Now let $f_k = F(e_k)$, for $k = 1, 2, 3, 4$. Then, for any $1 \le j,k \le 4$, \begin{align*} Q(f_j,f_k) &= Q(F(e_j),F(e_k))\\ &= Q(e_j,e_k). \end{align*} This implies that $(f_1,f_2,f_3,f_4)$ is an orthnormal basis. Therefore, if $p = xe_1+ye_2+ze_3 + te_4$ and $$ F(p) = af_1+ bf_2 + cf_3 + df_4, $$ then \begin{align*} a &= Q(f_1, F(p)) = Q(F(e_1),F(p)) = Q(e_1,p) = x\\ b &= Q(f_2, F(p)) = Q(F(e_2),F(p)) = Q(e_2,p) = y\\ c &= Q(f_3, F(p)) = Q(F(e_3),F(p)) = Q(e_3,p) = z\\ d &= -Q(f_4, F(p)) = -Q(F(e_4),F(p)) = -Q(e_4,p) = t. \end{align*} This implies that $$ F(xe_1+ye_2+ze_3+te_4) = xF(e_1)+yF(e_2) + zF(e_3) + tF(e_4). $$ In other words, $F$ is a linear map.
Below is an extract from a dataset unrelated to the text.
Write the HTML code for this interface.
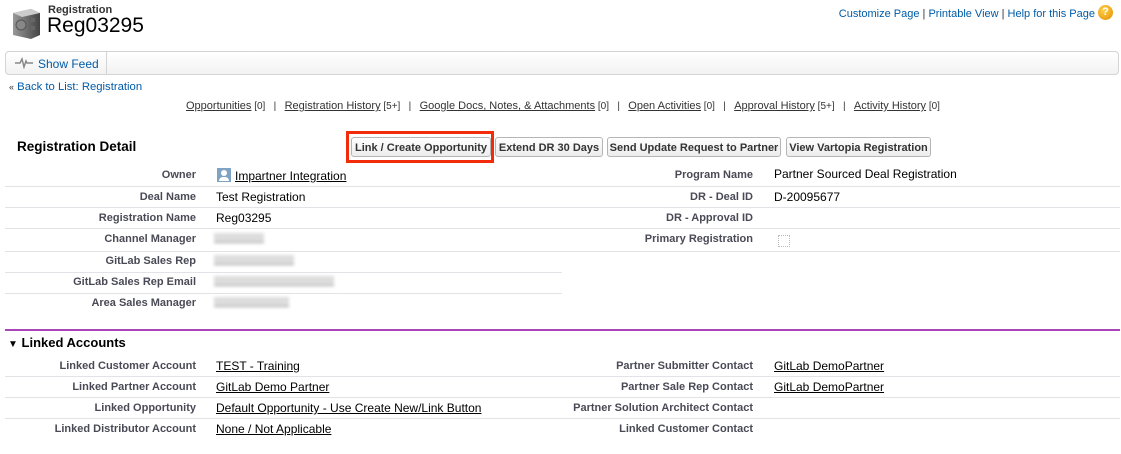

Finally, if $F$ is linear, then $F(p) = Ap$ for a matrix $A$. Moreover, for any $p, q \in \R^{1,3}$, $$ Q(Ap,Aq) = Q(p,q). $$ By definition, this means $A \in O(1,3)$.

Putting this all together we have shown that if $F$ is a Minkowski isometry, then it is of the form $$ F(p) = Ax + b, $$ where $A \in O(1,3)$.